I’ve always loved parades — real parades with horses and kids pulling wagons and floats on trailers — not the kind with just rescue vehicles. Costumes! I love it when people go to the attic or the thrift store and make themselves funny costumes to wear. It’s great fun when someone just grabs some junk from the back yard, plunks it on a trailer and makes a float.

“Who is going to be in the parade?” my organizing sister asked. “If it is going to be more than just family, we have to warn someone.”

So we called the Ramona mayor at the time — we’d met him when he was just a teenager, helping us clean up our first house in Ramona — so Brandon could invite the community to join in. Then, my sister called the newspaper to invite folk in the surrounding countryside.

That’s how the first Fourth of July parade started in Ramona. It wasn’t a very long parade. We joked about how short it was and sent it up and down the street twice so people could get a second viewing.

When we actually moved to Kansas in 2000, the parade on the Fourth of July in Ramona became an annual event. We’ve had so much fun through the years. Our photo albums are full of laughs like the year Tool Time Tim, Jess, and I dressed up like the Three Little Pigs and built our houses on the back of Tim’s trailer.

Ever since we started going to the Smoky Hills River Festival in Salina, we’ve looked at their creative ideas (like decorating trees with yards and yards of cloth) and tried to incorporate some of those ideas into the Ramona event. We’ve always loved the big mural, painted on grass that they do every year.

Well, the other day when Jess was out mowing grass she got this wild idea.

“Could we have a grass painting contest this year in Ramona on the Fourth?”

“Great idea!” I said to her. Let’s do it for the kids. I’ve been teaching art at Centre for a long time and I know we have some great artists in town — like Mathew and Jennea who were in my fifth-grade art class this year. Come to think of it, we had some really good young artists in third and fourth grades, too. Wouldn’t it be great to have the Ramona kids form teams and compete for prize money to paint a 10-by-10 grassy area?

Jess never lets a good idea sit dormant for very long. Before you know it, she found some of the kids in town and asked them what they thought of a grass painting contest. The kids were excited.

You know how it is in a small town during the summer. The kids all whine, “There’s nothing to do!” I can remember them moaning every summer since we moved to the country, “This is such a boring town. There’s nothing to do!”

We all know what comes out of boredom too often: mischief. So we try different things — we’ve had dance classes in anticipation of the Fourth of July parade. We’ve made musical instruments and had classes for making scarecrows. We’ve had photography workshops, art classes, pumpkin carving contests and clean-up projects, with barbecues and dances, just to name a few.

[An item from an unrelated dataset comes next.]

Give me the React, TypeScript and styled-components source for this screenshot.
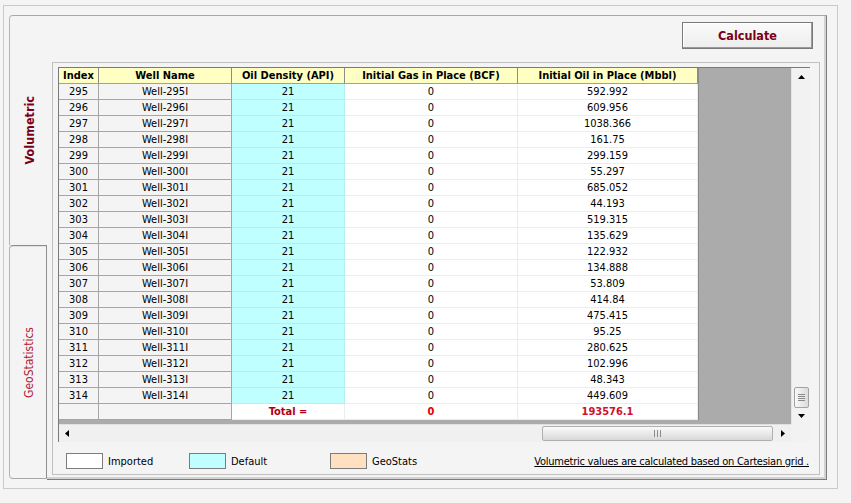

Well, this year, we’re having a grass painting contest for Ramona kids 18 and younger. City Council President Billy Alcorn will be mowing 10-foot squares into the lawn beside the Miller Building on Ramona’s main drag for the art display. Won’t it be fun to see the kids working on this project?

I decided to help sponsor first prize. “I’ll match that,” said Billly, who, in addition to being city council president, is also sponsor for Ramona’s Junior City Council. We were off and running with this great idea. Billy and Jess started gathering spray paint (got any you want to get rid of?), and Billy found donors for second and third prizes. This is exciting and best of all, the kids in town are excited, too.

Mowing lawns in the summer seems to be an endless boring task, but who knows what bright idea you might dream up as you go back and forth cutting a swath of grass on another day in the country?